Short problem: Pull out each line of the data that includes the word "screenshot".

Record set:
- - - - -
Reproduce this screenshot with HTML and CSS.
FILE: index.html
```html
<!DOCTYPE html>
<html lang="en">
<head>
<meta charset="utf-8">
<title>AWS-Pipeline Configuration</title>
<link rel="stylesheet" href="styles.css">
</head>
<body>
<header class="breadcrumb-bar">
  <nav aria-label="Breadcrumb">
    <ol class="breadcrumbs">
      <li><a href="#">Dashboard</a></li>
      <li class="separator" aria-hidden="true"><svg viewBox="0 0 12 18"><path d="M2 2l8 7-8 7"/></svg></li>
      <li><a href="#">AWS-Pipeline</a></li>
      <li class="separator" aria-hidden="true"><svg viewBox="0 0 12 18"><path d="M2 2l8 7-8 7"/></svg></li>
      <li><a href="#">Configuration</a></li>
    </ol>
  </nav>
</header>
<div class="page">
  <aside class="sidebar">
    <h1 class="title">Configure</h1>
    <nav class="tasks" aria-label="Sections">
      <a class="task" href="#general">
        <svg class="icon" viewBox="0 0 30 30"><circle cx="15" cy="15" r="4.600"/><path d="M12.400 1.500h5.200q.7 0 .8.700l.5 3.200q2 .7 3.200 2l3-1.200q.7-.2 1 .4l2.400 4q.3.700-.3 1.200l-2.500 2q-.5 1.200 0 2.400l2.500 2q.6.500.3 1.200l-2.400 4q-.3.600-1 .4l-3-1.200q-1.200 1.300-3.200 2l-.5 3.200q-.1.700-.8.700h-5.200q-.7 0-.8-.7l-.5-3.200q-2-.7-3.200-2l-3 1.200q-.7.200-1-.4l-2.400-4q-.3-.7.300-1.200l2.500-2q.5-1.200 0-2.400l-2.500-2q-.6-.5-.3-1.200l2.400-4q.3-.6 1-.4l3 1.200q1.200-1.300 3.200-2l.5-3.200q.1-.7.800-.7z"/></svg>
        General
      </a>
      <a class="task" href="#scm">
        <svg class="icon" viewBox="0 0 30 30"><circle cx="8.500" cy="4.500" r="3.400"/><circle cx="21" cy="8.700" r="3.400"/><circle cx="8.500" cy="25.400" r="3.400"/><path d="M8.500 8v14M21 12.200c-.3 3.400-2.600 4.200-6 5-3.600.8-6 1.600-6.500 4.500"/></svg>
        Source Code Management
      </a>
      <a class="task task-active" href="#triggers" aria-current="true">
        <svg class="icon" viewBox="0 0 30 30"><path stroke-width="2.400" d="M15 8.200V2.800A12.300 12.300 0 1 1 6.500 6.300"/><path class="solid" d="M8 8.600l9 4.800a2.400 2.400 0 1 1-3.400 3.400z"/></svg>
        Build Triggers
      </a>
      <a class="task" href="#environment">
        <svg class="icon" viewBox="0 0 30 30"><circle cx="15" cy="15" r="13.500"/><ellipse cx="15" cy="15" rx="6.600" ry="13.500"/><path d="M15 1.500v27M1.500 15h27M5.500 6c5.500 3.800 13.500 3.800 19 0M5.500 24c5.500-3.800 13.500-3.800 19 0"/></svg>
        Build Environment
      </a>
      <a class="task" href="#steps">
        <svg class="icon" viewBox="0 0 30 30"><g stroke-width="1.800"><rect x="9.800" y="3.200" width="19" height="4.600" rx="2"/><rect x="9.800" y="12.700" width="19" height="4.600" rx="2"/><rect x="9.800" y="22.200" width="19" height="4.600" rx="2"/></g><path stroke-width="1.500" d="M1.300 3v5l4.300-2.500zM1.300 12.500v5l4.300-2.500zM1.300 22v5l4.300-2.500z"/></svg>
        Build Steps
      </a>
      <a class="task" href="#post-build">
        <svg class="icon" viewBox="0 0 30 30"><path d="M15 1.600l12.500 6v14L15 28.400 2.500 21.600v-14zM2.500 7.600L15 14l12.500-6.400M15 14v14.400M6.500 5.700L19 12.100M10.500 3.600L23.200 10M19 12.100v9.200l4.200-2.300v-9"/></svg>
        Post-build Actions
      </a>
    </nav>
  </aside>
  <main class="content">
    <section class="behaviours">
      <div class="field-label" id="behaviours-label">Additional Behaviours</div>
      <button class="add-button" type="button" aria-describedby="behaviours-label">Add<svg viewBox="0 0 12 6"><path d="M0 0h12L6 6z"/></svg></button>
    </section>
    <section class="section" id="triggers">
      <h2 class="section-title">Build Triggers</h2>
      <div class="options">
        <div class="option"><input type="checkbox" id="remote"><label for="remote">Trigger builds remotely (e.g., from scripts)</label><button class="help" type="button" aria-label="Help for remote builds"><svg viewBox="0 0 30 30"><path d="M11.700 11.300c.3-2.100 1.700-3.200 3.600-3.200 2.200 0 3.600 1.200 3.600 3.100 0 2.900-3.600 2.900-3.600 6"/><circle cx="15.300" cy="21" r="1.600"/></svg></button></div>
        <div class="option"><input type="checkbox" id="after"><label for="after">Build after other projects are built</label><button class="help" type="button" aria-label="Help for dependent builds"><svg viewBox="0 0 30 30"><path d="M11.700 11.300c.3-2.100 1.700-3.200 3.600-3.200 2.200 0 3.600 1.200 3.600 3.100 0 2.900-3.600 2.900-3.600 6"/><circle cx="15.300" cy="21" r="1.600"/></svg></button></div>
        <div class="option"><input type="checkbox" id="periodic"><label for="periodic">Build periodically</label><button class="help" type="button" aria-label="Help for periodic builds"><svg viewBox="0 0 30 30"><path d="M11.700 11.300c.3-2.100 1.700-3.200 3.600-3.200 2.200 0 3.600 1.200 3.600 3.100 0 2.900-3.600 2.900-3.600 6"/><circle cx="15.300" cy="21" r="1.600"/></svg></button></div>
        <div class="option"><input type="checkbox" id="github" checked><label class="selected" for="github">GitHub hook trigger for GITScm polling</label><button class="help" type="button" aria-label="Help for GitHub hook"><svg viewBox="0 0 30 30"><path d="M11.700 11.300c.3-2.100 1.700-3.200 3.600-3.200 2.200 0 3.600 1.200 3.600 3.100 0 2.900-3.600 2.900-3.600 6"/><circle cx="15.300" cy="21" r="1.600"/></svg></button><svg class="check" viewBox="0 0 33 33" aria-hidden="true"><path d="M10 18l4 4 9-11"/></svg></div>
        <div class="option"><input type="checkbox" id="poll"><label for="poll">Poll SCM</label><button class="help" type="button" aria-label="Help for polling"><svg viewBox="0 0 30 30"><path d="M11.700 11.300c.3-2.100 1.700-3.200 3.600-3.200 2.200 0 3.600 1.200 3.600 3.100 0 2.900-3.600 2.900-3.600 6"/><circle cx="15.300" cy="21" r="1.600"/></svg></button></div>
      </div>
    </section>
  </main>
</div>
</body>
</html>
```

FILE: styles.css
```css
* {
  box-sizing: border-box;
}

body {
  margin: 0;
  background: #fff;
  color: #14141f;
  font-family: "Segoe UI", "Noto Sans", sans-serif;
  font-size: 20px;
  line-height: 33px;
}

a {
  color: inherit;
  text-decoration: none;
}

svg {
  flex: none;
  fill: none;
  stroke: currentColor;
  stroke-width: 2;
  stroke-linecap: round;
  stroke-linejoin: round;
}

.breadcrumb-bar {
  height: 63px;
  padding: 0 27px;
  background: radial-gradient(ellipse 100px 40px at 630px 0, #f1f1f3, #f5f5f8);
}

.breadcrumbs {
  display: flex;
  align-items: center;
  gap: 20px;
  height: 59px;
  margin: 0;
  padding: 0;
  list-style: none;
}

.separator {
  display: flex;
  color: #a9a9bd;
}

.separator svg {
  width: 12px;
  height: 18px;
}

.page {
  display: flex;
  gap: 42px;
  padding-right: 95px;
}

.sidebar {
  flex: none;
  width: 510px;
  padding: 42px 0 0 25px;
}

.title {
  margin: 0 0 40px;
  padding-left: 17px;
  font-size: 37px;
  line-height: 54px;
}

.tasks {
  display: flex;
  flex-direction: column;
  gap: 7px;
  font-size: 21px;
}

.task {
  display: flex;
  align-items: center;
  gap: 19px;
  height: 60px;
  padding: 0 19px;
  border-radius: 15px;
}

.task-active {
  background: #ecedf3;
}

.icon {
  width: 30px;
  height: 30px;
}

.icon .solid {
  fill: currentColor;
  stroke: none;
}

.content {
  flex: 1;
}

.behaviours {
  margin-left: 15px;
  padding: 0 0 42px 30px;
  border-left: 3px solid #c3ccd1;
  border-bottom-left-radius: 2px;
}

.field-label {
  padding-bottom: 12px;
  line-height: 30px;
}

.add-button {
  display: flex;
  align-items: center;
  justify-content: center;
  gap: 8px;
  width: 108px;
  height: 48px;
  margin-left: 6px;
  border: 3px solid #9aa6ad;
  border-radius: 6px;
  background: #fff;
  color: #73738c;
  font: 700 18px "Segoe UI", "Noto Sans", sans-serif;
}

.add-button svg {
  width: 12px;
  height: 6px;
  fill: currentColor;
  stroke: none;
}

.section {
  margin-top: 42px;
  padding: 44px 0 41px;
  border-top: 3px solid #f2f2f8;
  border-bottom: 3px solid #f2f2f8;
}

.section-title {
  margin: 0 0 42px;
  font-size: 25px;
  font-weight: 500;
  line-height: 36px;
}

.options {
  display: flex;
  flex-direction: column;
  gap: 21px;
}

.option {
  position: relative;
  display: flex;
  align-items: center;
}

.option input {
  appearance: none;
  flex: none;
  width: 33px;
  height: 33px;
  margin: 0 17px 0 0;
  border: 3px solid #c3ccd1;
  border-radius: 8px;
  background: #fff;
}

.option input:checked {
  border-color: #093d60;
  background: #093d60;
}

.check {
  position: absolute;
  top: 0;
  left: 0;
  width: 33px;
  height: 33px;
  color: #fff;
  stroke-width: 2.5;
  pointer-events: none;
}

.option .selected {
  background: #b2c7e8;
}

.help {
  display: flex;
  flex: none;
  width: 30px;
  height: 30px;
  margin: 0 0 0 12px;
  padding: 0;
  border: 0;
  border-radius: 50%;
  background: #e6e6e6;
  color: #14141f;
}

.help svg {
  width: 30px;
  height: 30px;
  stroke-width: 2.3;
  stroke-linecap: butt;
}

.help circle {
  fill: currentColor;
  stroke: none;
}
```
- - - - -
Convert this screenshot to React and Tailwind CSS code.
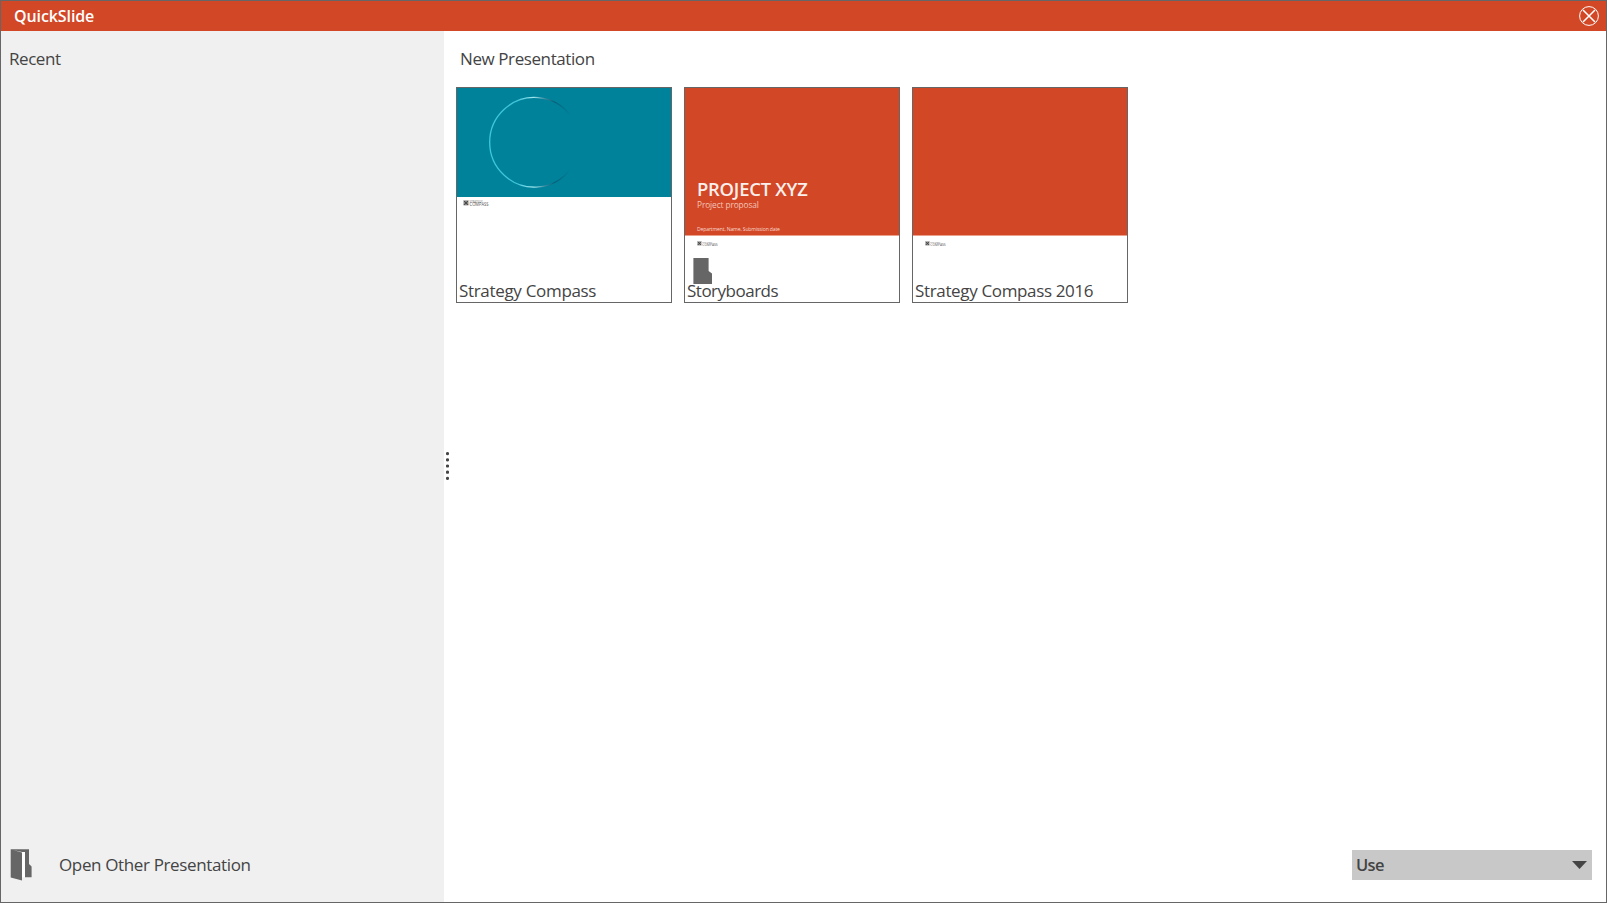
- - - - -
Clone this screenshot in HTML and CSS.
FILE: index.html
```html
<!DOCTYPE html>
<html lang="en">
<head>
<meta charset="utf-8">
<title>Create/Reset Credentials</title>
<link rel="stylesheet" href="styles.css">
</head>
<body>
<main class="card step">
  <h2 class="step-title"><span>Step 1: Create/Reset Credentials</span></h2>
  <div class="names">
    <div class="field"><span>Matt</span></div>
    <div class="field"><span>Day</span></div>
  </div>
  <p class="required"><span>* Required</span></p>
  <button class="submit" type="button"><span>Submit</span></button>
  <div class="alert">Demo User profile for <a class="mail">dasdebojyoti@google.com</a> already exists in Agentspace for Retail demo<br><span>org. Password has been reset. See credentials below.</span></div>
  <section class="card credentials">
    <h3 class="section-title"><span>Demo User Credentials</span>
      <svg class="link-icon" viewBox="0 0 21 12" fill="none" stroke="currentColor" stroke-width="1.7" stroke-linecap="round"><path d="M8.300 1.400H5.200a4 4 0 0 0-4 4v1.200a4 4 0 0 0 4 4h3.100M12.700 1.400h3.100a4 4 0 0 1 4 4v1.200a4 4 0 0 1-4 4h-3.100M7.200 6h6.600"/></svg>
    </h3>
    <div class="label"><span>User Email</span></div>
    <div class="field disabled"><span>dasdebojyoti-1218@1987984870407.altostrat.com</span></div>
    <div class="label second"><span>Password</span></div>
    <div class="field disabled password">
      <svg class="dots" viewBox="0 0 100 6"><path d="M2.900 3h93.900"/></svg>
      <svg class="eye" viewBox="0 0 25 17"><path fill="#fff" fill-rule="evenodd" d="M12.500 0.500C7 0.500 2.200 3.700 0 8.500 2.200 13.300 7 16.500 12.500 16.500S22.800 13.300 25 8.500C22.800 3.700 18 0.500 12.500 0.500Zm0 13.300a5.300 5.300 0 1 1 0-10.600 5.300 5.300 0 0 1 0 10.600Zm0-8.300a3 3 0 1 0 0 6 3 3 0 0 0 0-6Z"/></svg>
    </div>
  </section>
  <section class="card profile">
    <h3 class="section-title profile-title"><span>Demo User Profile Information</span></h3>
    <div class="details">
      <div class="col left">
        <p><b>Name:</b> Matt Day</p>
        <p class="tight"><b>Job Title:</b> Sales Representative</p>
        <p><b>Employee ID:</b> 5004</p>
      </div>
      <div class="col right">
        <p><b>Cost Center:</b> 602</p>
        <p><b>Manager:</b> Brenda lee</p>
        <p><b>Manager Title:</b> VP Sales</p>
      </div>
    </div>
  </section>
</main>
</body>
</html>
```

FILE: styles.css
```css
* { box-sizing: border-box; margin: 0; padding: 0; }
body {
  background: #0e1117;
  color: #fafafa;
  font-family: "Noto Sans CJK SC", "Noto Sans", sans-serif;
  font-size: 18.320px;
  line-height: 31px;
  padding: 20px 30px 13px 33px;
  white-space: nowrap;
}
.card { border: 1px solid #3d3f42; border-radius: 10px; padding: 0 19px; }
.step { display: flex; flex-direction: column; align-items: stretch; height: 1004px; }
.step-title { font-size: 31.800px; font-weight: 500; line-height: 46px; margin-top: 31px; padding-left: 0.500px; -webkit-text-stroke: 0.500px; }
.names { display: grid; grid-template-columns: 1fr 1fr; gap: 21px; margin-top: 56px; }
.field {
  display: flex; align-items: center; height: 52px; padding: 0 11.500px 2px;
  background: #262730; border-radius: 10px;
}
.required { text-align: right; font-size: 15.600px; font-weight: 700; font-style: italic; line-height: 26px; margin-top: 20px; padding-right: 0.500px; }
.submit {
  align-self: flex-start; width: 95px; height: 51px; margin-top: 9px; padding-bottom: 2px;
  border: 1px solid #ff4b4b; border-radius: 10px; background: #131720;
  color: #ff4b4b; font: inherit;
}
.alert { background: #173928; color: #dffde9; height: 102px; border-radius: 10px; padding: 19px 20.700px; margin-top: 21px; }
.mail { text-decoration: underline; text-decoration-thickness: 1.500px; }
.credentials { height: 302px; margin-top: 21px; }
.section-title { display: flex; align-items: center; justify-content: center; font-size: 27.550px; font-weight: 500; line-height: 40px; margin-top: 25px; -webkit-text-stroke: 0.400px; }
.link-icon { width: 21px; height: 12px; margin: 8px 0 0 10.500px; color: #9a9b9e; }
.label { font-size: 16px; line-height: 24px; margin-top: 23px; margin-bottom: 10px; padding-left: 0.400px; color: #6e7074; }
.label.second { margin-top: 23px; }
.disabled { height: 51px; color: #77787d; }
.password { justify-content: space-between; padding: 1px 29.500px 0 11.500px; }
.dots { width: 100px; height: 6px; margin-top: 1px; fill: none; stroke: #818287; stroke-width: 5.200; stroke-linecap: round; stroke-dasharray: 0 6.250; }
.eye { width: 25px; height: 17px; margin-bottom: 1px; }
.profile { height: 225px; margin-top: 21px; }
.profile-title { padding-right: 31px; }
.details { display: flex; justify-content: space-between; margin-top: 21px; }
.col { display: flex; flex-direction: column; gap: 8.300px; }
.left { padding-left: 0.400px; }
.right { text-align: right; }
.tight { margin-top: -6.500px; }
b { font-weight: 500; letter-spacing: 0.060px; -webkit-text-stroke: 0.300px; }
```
- - - - -
Result:
Reproduce this screenshot with HTML and CSS.
Convert this screenshot to React and Tailwind CSS code.
Clone this screenshot in HTML and CSS.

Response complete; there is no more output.